No. 575 NAI DFA/5/345/96/1 part 1
Dublin, 31 May 1951
With reference to Mr. La Freniere's personal letter to me on 9/4/51 and the enclosure thereto, viz. - copy of a letter which the American Embassy here received from the Department of Social Welfare of the State of California, I telephoned Mr. La Freniere a few days ago and told him that I thought that the State of California, for its own protection, would do well to obtain the necessary consent from the mother of the child.
It is clear that the law of California requires the written consent of the parent or parents of the child to the adoption of the child by the persons petitioning to adopt the child. The consent of the parent or parents is not necessary if they have relinquished the child to a 'licensed or authorised Child Placing Agency in another jurisdiction pursuant to the laws of that jurisdiction'. It is clear that the Convent at Castlepollard is not an authorised Child Placing Agency and I so informed Mr. La Freniere. I explained to him that under the Public Assistance Act, 1939, the local authorities in this country are empowered to make provision in their jurisdictions for destitute persons and persons otherwise unable to maintain themselves, viz. in other words, people who, as we say, fall as a charge on the rates. The vast majority of illegitimate children come into this category and hence the local authority are obliged to make provision for their maintenance. The Convent at Castlepollard and similar Institutions are places where these children are put and where the local authorities give a grant in respect of each child. In addition, these Convents sometimes place the children out with families and, in that case, the families are given a small grant by the local authorities. I also informed him that the Convent at Castlepollard and similar Institutions are approved by the authorities and that the local authorities either arrange for the maintenance of the children in Institutions run by themselves or in 'approved' Institutions.

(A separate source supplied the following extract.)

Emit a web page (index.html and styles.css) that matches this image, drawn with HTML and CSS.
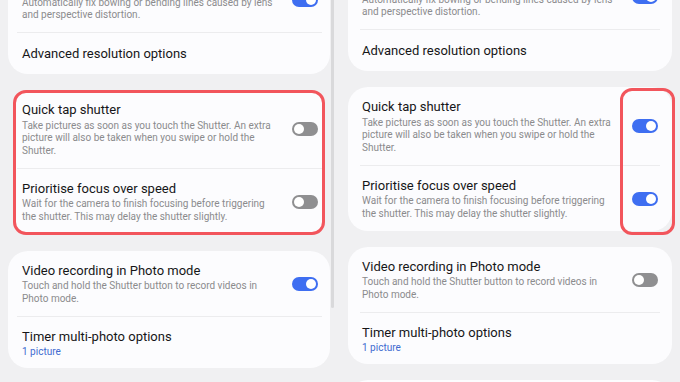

With regard to the question whether the Sacred Heart Convent, Castlepollard, is 'authorised to accept the surrender of a child', I told Mr. La Freniere as I saw it the Convent is neither authorised or unauthorised, but I referred him to the section dealing with the family in the Constitution and wherein the State recognises the family as possessing inalienable and imprescriptible rights antecedent and superior to all positive law. In view of that section of the Constitution, I told Mr. La Freniere that it was our opinion that the mother of a child could not alienate her natural right to bring up her own child; that her surrender of her child to a convent or other institution was all right as far as it went but that if she was to take it back the Court in this country would almost certainly uphold her. However, I also pointed out that [in] our opinion, the foreign decree of adoption, valid in the country where it was given, would be recognised as valid by our Courts in the same way as a valid Foreign Decree of Divorce.